Another nice thing is that you will have a steady working hours, usually from 8:00AM to 5:00PM, 8 hours a day with weekends off. Paid federal holidays are also typical in government positions, which means time at home with your friends and family for Thanksgiving and Christmas.

Most government positions will offer a great deal of flexibility and benefits to help manage your work/life balance.

·        Job security

Job security is also high in the government. Stability is a huge benefit, especially if you are coming from the private sector where you can lose your job at any time. The public sector, however, will also be needed and new employees will always be hired to fill positions when people retire.

·        Location

Lastly, working in the public sector allows you to work almost anywhere in the nation, and sometimes even the world. Because the government works at the local, state, and national level, you can find a job in your hometown or anywhere you want to live.


·        Low earning potential

Government employees are paid on the General Schedule (GS) pay scale. The GS level depends on the job you are applying to, but also the locality in which you will work. The amount of pay will depend on the skill required for the job and the cost of living where the job is located.

Though you will be given opportunities for promotion and pay increases, government positions can often be low paying and hard to improve upon depending on where and what field you’re in.
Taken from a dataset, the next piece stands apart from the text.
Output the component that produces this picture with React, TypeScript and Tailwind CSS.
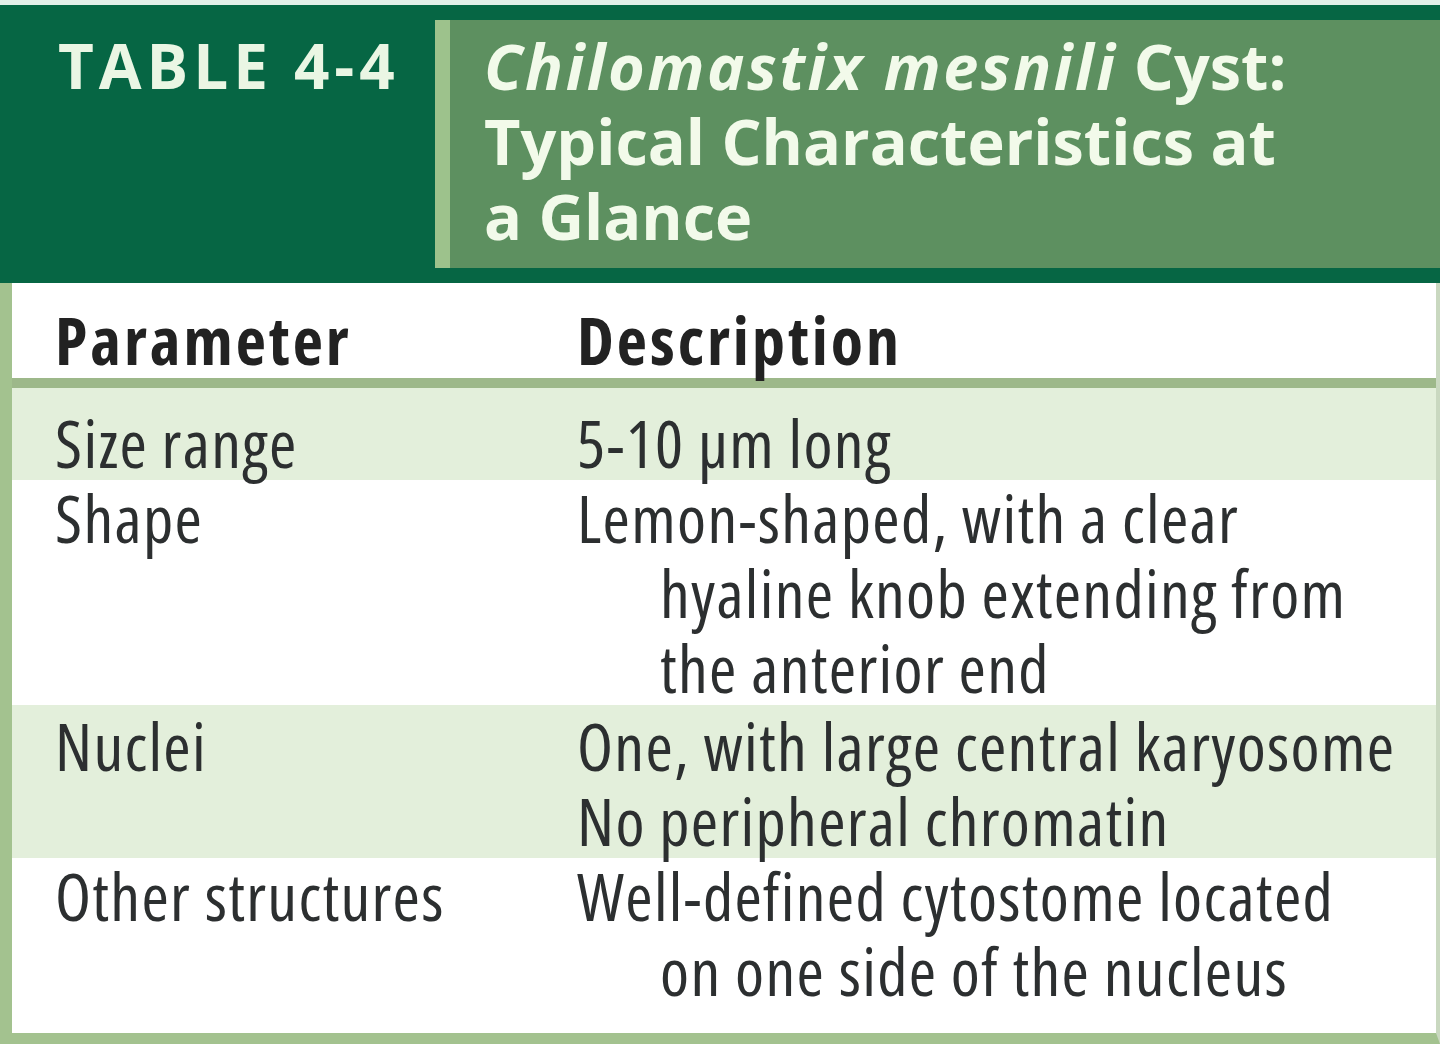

Cost of living adjustments and merit raises can be minimal, and your capped earning potential will generally be much less than the same job in the private sector.

·        Little control at work

The government works from the top-down, which means you may not have much say in the decisions that are made, especially when starting out. You also may not be able to make a change as fast as you would like to, so be ready to have patience. Change and control takes time, and knowing this before going into the public sector will help you stay content in your position.

·        Hiring process can be lengthy

When you are first applying to a government position, the application and hiring process can be lengthy. There are specific deadlines and time requirements that the civil service positions have to follow, and your application and qualifications have to be run through a number of people and/or computer systems before you even get an interview. Plus, you might even have to go to multiple interviews and expect to wait a considerable amount of time before you hear back from your potential employer.